Scaled bandwidth for each relay without PID control

From README.spec.txt (section 2.2):

These ratios are then multiplied by the most recent observed descriptor
bandwidth we have available for each node, to produce a new value for
the network status consensus process.

In code:

n.new_bw = n.desc_bw*n.ratio


n.new_bw = (
    min(bandwidth-avg, bandwidth-observed) or 1 \
    * max(bwstrm_i / bwstrm, bwfilt_i / bwfilt_i)

This is also expressed in pseudocode in the bandwidth file spec, section B.4 step 5.

Scaled bandwidth for each relay with PID control

From README.spec.txt section 3.1:

The bandwidth authorities measure F_node: the filtered stream
capacity through a given node (filtering is described in Section 1.6).


pid_error = e(t) = (F_node - F_avg)/F_avg.


new_consensus_bw = old_consensus_bw +
                     old_consensus_bw * K_p * e(t) +
                     old_consensus_bw * K_i * \integral{e(t)} +
                     old_consensus_bw * K_d * \derivative{e(t)}


For the case where K_p = 1, K_i=0, and K_d=0, it can be seen that this
system is equivalent to the one defined in 2.2, except using consensus
bandwidth instead of descriptor bandwidth:

    new_bw = old_bw + old_bw*e(t)
    new_bw = old_bw + old_bw*(F_node/F_avg - 1)
    new_bw = old_bw*F_node/F_avg
    new_bw = old_bw*ratio

In Torflow’s code, this is actually the case and most of the code is not executed because the default K values.

It seems then that F_node is filt_bw in Torflow’s code or bwfilt_i here, and F_avg is filt_avg in Torflow’s code or bwfilt here.

In code, pid error also depends on which of the ratios is greater:

if cs_junk.use_best_ratio and n.sbw_ratio > n.fbw_ratio:
        n.pid_error = (n.strm_bw - true_strm_avg[n.node_class()]) \
                        / true_strm_avg[n.node_class()]
        n.pid_error = (n.filt_bw - true_filt_avg[n.node_class()]) \
                        / true_filt_avg[n.node_class()]

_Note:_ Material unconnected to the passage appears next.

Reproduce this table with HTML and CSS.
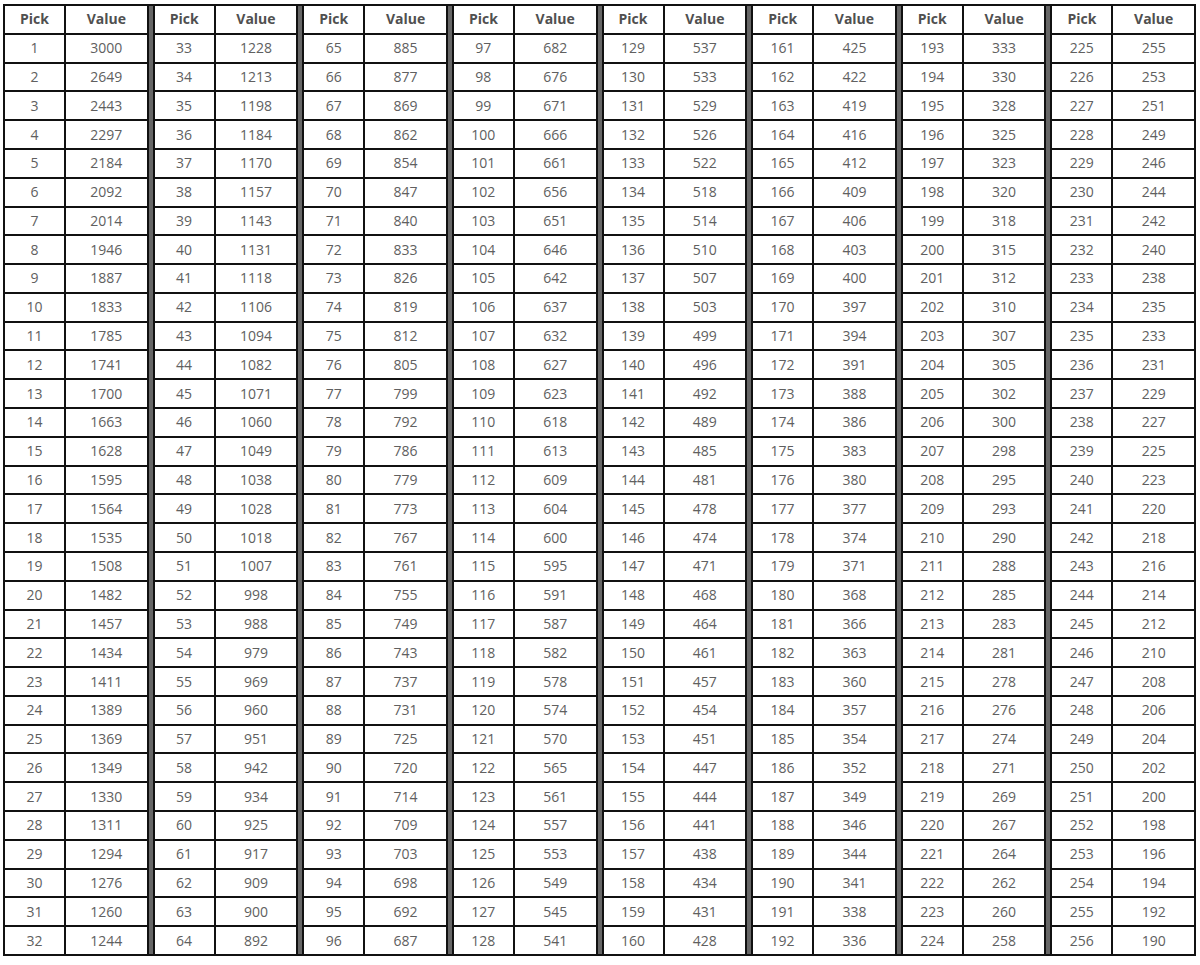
FILE: index.html
```html
<!DOCTYPE html>
<html>
<head>
<meta charset="utf-8">
<link rel="stylesheet" href="styles.css">
</head>
<body>
<div class="wrap">
<div class="tbl">
<div class="h">Pick</div><div class="h">Value</div>
<div class="c">1</div><div class="c">3000</div>
<div class="c">2</div><div class="c">2649</div>
<div class="c">3</div><div class="c">2443</div>
<div class="c">4</div><div class="c">2297</div>
<div class="c">5</div><div class="c">2184</div>
<div class="c">6</div><div class="c">2092</div>
<div class="c">7</div><div class="c">2014</div>
<div class="c">8</div><div class="c">1946</div>
<div class="c">9</div><div class="c">1887</div>
<div class="c">10</div><div class="c">1833</div>
<div class="c">11</div><div class="c">1785</div>
<div class="c">12</div><div class="c">1741</div>
<div class="c">13</div><div class="c">1700</div>
<div class="c">14</div><div class="c">1663</div>
<div class="c">15</div><div class="c">1628</div>
<div class="c">16</div><div class="c">1595</div>
<div class="c">17</div><div class="c">1564</div>
<div class="c">18</div><div class="c">1535</div>
<div class="c">19</div><div class="c">1508</div>
<div class="c">20</div><div class="c">1482</div>
<div class="c">21</div><div class="c">1457</div>
<div class="c">22</div><div class="c">1434</div>
<div class="c">23</div><div class="c">1411</div>
<div class="c">24</div><div class="c">1389</div>
<div class="c">25</div><div class="c">1369</div>
<div class="c">26</div><div class="c">1349</div>
<div class="c">27</div><div class="c">1330</div>
<div class="c">28</div><div class="c">1311</div>
<div class="c">29</div><div class="c">1294</div>
<div class="c">30</div><div class="c">1276</div>
<div class="c">31</div><div class="c">1260</div>
<div class="c">32</div><div class="c">1244</div>
</div>
<div class="tbl">
<div class="h">Pick</div><div class="h">Value</div>
<div class="c">33</div><div class="c">1228</div>
<div class="c">34</div><div class="c">1213</div>
<div class="c">35</div><div class="c">1198</div>
<div class="c">36</div><div class="c">1184</div>
<div class="c">37</div><div class="c">1170</div>
<div class="c">38</div><div class="c">1157</div>
<div class="c">39</div><div class="c">1143</div>
<div class="c">40</div><div class="c">1131</div>
<div class="c">41</div><div class="c">1118</div>
<div class="c">42</div><div class="c">1106</div>
<div class="c">43</div><div class="c">1094</div>
<div class="c">44</div><div class="c">1082</div>
<div class="c">45</div><div class="c">1071</div>
<div class="c">46</div><div class="c">1060</div>
<div class="c">47</div><div class="c">1049</div>
<div class="c">48</div><div class="c">1038</div>
<div class="c">49</div><div class="c">1028</div>
<div class="c">50</div><div class="c">1018</div>
<div class="c">51</div><div class="c">1007</div>
<div class="c">52</div><div class="c">998</div>
<div class="c">53</div><div class="c">988</div>
<div class="c">54</div><div class="c">979</div>
<div class="c">55</div><div class="c">969</div>
<div class="c">56</div><div class="c">960</div>
<div class="c">57</div><div class="c">951</div>
<div class="c">58</div><div class="c">942</div>
<div class="c">59</div><div class="c">934</div>
<div class="c">60</div><div class="c">925</div>
<div class="c">61</div><div class="c">917</div>
<div class="c">62</div><div class="c">909</div>
<div class="c">63</div><div class="c">900</div>
<div class="c">64</div><div class="c">892</div>
</div>
<div class="tbl">
<div class="h">Pick</div><div class="h">Value</div>
<div class="c">65</div><div class="c">885</div>
<div class="c">66</div><div class="c">877</div>
<div class="c">67</div><div class="c">869</div>
<div class="c">68</div><div class="c">862</div>
<div class="c">69</div><div class="c">854</div>
<div class="c">70</div><div class="c">847</div>
<div class="c">71</div><div class="c">840</div>
<div class="c">72</div><div class="c">833</div>
<div class="c">73</div><div class="c">826</div>
<div class="c">74</div><div class="c">819</div>
<div class="c">75</div><div class="c">812</div>
<div class="c">76</div><div class="c">805</div>
<div class="c">77</div><div class="c">799</div>
<div class="c">78</div><div class="c">792</div>
<div class="c">79</div><div class="c">786</div>
<div class="c">80</div><div class="c">779</div>
<div class="c">81</div><div class="c">773</div>
<div class="c">82</div><div class="c">767</div>
<div class="c">83</div><div class="c">761</div>
<div class="c">84</div><div class="c">755</div>
<div class="c">85</div><div class="c">749</div>
<div class="c">86</div><div class="c">743</div>
<div class="c">87</div><div class="c">737</div>
<div class="c">88</div><div class="c">731</div>
<div class="c">89</div><div class="c">725</div>
<div class="c">90</div><div class="c">720</div>
<div class="c">91</div><div class="c">714</div>
<div class="c">92</div><div class="c">709</div>
<div class="c">93</div><div class="c">703</div>
<div class="c">94</div><div class="c">698</div>
<div class="c">95</div><div class="c">692</div>
<div class="c">96</div><div class="c">687</div>
</div>
<div class="tbl">
<div class="h">Pick</div><div class="h">Value</div>
<div class="c">97</div><div class="c">682</div>
<div class="c">98</div><div class="c">676</div>
<div class="c">99</div><div class="c">671</div>
<div class="c">100</div><div class="c">666</div>
<div class="c">101</div><div class="c">661</div>
<div class="c">102</div><div class="c">656</div>
<div class="c">103</div><div class="c">651</div>
<div class="c">104</div><div class="c">646</div>
<div class="c">105</div><div class="c">642</div>
<div class="c">106</div><div class="c">637</div>
<div class="c">107</div><div class="c">632</div>
<div class="c">108</div><div class="c">627</div>
<div class="c">109</div><div class="c">623</div>
<div class="c">110</div><div class="c">618</div>
<div class="c">111</div><div class="c">613</div>
<div class="c">112</div><div class="c">609</div>
<div class="c">113</div><div class="c">604</div>
<div class="c">114</div><div class="c">600</div>
<div class="c">115</div><div class="c">595</div>
<div class="c">116</div><div class="c">591</div>
<div class="c">117</div><div class="c">587</div>
<div class="c">118</div><div class="c">582</div>
<div class="c">119</div><div class="c">578</div>
<div class="c">120</div><div class="c">574</div>
<div class="c">121</div><div class="c">570</div>
<div class="c">122</div><div class="c">565</div>
<div class="c">123</div><div class="c">561</div>
<div class="c">124</div><div class="c">557</div>
<div class="c">125</div><div class="c">553</div>
<div class="c">126</div><div class="c">549</div>
<div class="c">127</div><div class="c">545</div>
<div class="c">128</div><div class="c">541</div>
</div>
<div class="tbl">
<div class="h">Pick</div><div class="h">Value</div>
<div class="c">129</div><div class="c">537</div>
<div class="c">130</div><div class="c">533</div>
<div class="c">131</div><div class="c">529</div>
<div class="c">132</div><div class="c">526</div>
<div class="c">133</div><div class="c">522</div>
<div class="c">134</div><div class="c">518</div>
<div class="c">135</div><div class="c">514</div>
<div class="c">136</div><div class="c">510</div>
<div class="c">137</div><div class="c">507</div>
<div class="c">138</div><div class="c">503</div>
<div class="c">139</div><div class="c">499</div>
<div class="c">140</div><div class="c">496</div>
<div class="c">141</div><div class="c">492</div>
<div class="c">142</div><div class="c">489</div>
<div class="c">143</div><div class="c">485</div>
<div class="c">144</div><div class="c">481</div>
<div class="c">145</div><div class="c">478</div>
<div class="c">146</div><div class="c">474</div>
<div class="c">147</div><div class="c">471</div>
<div class="c">148</div><div class="c">468</div>
<div class="c">149</div><div class="c">464</div>
<div class="c">150</div><div class="c">461</div>
<div class="c">151</div><div class="c">457</div>
<div class="c">152</div><div class="c">454</div>
<div class="c">153</div><div class="c">451</div>
<div class="c">154</div><div class="c">447</div>
<div class="c">155</div><div class="c">444</div>
<div class="c">156</div><div class="c">441</div>
<div class="c">157</div><div class="c">438</div>
<div class="c">158</div><div class="c">434</div>
<div class="c">159</div><div class="c">431</div>
<div class="c">160</div><div class="c">428</div>
</div>
<div class="tbl">
<div class="h">Pick</div><div class="h">Value</div>
<div class="c">161</div><div class="c">425</div>
<div class="c">162</div><div class="c">422</div>
<div class="c">163</div><div class="c">419</div>
<div class="c">164</div><div class="c">416</div>
<div class="c">165</div><div class="c">412</div>
<div class="c">166</div><div class="c">409</div>
<div class="c">167</div><div class="c">406</div>
<div class="c">168</div><div class="c">403</div>
<div class="c">169</div><div class="c">400</div>
<div class="c">170</div><div class="c">397</div>
<div class="c">171</div><div class="c">394</div>
<div class="c">172</div><div class="c">391</div>
<div class="c">173</div><div class="c">388</div>
<div class="c">174</div><div class="c">386</div>
<div class="c">175</div><div class="c">383</div>
<div class="c">176</div><div class="c">380</div>
<div class="c">177</div><div class="c">377</div>
<div class="c">178</div><div class="c">374</div>
<div class="c">179</div><div class="c">371</div>
<div class="c">180</div><div class="c">368</div>
<div class="c">181</div><div class="c">366</div>
<div class="c">182</div><div class="c">363</div>
<div class="c">183</div><div class="c">360</div>
<div class="c">184</div><div class="c">357</div>
<div class="c">185</div><div class="c">354</div>
<div class="c">186</div><div class="c">352</div>
<div class="c">187</div><div class="c">349</div>
<div class="c">188</div><div class="c">346</div>
<div class="c">189</div><div class="c">344</div>
<div class="c">190</div><div class="c">341</div>
<div class="c">191</div><div class="c">338</div>
<div class="c">192</div><div class="c">336</div>
</div>
<div class="tbl">
<div class="h">Pick</div><div class="h">Value</div>
<div class="c">193</div><div class="c">333</div>
<div class="c">194</div><div class="c">330</div>
<div class="c">195</div><div class="c">328</div>
<div class="c">196</div><div class="c">325</div>
<div class="c">197</div><div class="c">323</div>
<div class="c">198</div><div class="c">320</div>
<div class="c">199</div><div class="c">318</div>
<div class="c">200</div><div class="c">315</div>
<div class="c">201</div><div class="c">312</div>
<div class="c">202</div><div class="c">310</div>
<div class="c">203</div><div class="c">307</div>
<div class="c">204</div><div class="c">305</div>
<div class="c">205</div><div class="c">302</div>
<div class="c">206</div><div class="c">300</div>
<div class="c">207</div><div class="c">298</div>
<div class="c">208</div><div class="c">295</div>
<div class="c">209</div><div class="c">293</div>
<div class="c">210</div><div class="c">290</div>
<div class="c">211</div><div class="c">288</div>
<div class="c">212</div><div class="c">285</div>
<div class="c">213</div><div class="c">283</div>
<div class="c">214</div><div class="c">281</div>
<div class="c">215</div><div class="c">278</div>
<div class="c">216</div><div class="c">276</div>
<div class="c">217</div><div class="c">274</div>
<div class="c">218</div><div class="c">271</div>
<div class="c">219</div><div class="c">269</div>
<div class="c">220</div><div class="c">267</div>
<div class="c">221</div><div class="c">264</div>
<div class="c">222</div><div class="c">262</div>
<div class="c">223</div><div class="c">260</div>
<div class="c">224</div><div class="c">258</div>
</div>
<div class="tbl">
<div class="h">Pick</div><div class="h">Value</div>
<div class="c">225</div><div class="c">255</div>
<div class="c">226</div><div class="c">253</div>
<div class="c">227</div><div class="c">251</div>
<div class="c">228</div><div class="c">249</div>
<div class="c">229</div><div class="c">246</div>
<div class="c">230</div><div class="c">244</div>
<div class="c">231</div><div class="c">242</div>
<div class="c">232</div><div class="c">240</div>
<div class="c">233</div><div class="c">238</div>
<div class="c">234</div><div class="c">235</div>
<div class="c">235</div><div class="c">233</div>
<div class="c">236</div><div class="c">231</div>
<div class="c">237</div><div class="c">229</div>
<div class="c">238</div><div class="c">227</div>
<div class="c">239</div><div class="c">225</div>
<div class="c">240</div><div class="c">223</div>
<div class="c">241</div><div class="c">220</div>
<div class="c">242</div><div class="c">218</div>
<div class="c">243</div><div class="c">216</div>
<div class="c">244</div><div class="c">214</div>
<div class="c">245</div><div class="c">212</div>
<div class="c">246</div><div class="c">210</div>
<div class="c">247</div><div class="c">208</div>
<div class="c">248</div><div class="c">206</div>
<div class="c">249</div><div class="c">204</div>
<div class="c">250</div><div class="c">202</div>
<div class="c">251</div><div class="c">200</div>
<div class="c">252</div><div class="c">198</div>
<div class="c">253</div><div class="c">196</div>
<div class="c">254</div><div class="c">194</div>
<div class="c">255</div><div class="c">192</div>
<div class="c">256</div><div class="c">190</div>
</div>
</div>
</body>
</html>
```

FILE: styles.css
```css
html, body {
  margin: 0;
  padding: 0;
  background: #ffffff;
}

.wrap {
  box-sizing: border-box;
  display: flex;
  gap: 4px;
  margin: 4px 0 0 3px;
  width: 1193px;
  height: 952px;
  background: #666666;
  border-top: 2px solid #111111;
  border-bottom: 2px solid #111111;
}

.tbl {
  flex: 1 1 0;
  display: grid;
  grid-template-columns: 59px 1fr;
  grid-template-rows: repeat(33, 1fr);
  gap: 2px;
  padding: 0 2px;
  background: #111111;
}

.h, .c {
  background: #ffffff;
  display: flex;
  align-items: center;
  justify-content: center;
  font-family: "Open Sans", "Noto Sans", sans-serif;
  font-size: 14px;
  line-height: 1;
}

.h {
  font-weight: 700;
  color: #505050;
}

.c {
  color: #606060;
}
```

n.new_bw = n.use_bw + cs_junk.K_p*n.use_bw*n.pid_error


if (bwstrm_i / bwstrm) > (bwfilt_i / bwfilt):
    pid_error = (bwstrm_i - bwstrm) / bwstrm = (bwstrm_i / bwstrm) - 1
    pid_error = (bwfilt_i - bwfilt_i) / bwfilt = (bwfilt_i / bwfilt) - 1

new_bw = use_bw + use_bw * pid_error


if (bwstrm_i / bwstrm) > (bwfilt_i / bwfilt):
    new_bw = use_bw + use_bw * ((bwstrm_i / bwstrm) - 1)
    new_bw = use_bw + use_bw * (bwstrm_i / bwstrm) - use_bw
    new_bw = use_bw * (bwstrm_i / bwstrm)
    new_bw = use_bw + use_bw * ((bwfilt_i / bwfilt) - 1)
    new_bw = use_bw + use_bw * (bwfilt_i / bwfilt) - use_bw
    new_bw = use_bw * (bwfilt_i / bwfilt)


new_bw = use_bw * max(bwstrm_i / bwstrm, bwfilt_i / bwfilt)
new_bw = (
    min(bandwidth-avg, bandwidth-observed) or 1
    * max(bwstrm_i / bwstrm, bwfilt_i / bwfilt)


So, the new scaled bandwidth is the same for both cases with and without PID controller!

Other pid KeyValues in the Bandwidth File


From the Overview it seems that the only variable needed to calculate the new scaled bandwidth is the pid_error, and from Descriptor bandwidth with PID control, it can be substituted by the stream and filtered bandwidths.

This are the variables that can then be ignored:


Limit scaled bandwidth for each relay

It’s calculated the same with and without PID control

Once each relay bandwidth is scaled, it is limited to a maximum, that is calculated as the sum of all the relays in the current consensus scaled bandwidth per 0.05.

From code:

NODE_CAP = 0.05


if n.idhex in prev_consensus:
  if prev_consensus[n.idhex].bandwidth != None:
    prev_consensus[n.idhex].measured = True
    tot_net_bw += n.new_bw


if n.new_bw > tot_net_bw*NODE_CAP:
  n.new_bw = int(tot_net_bw*NODE_CAP)

Round the scaled bandwidth for each relay

Finally, the new scaled bandwidth is expressed in kilobytes and rounded a number of digits.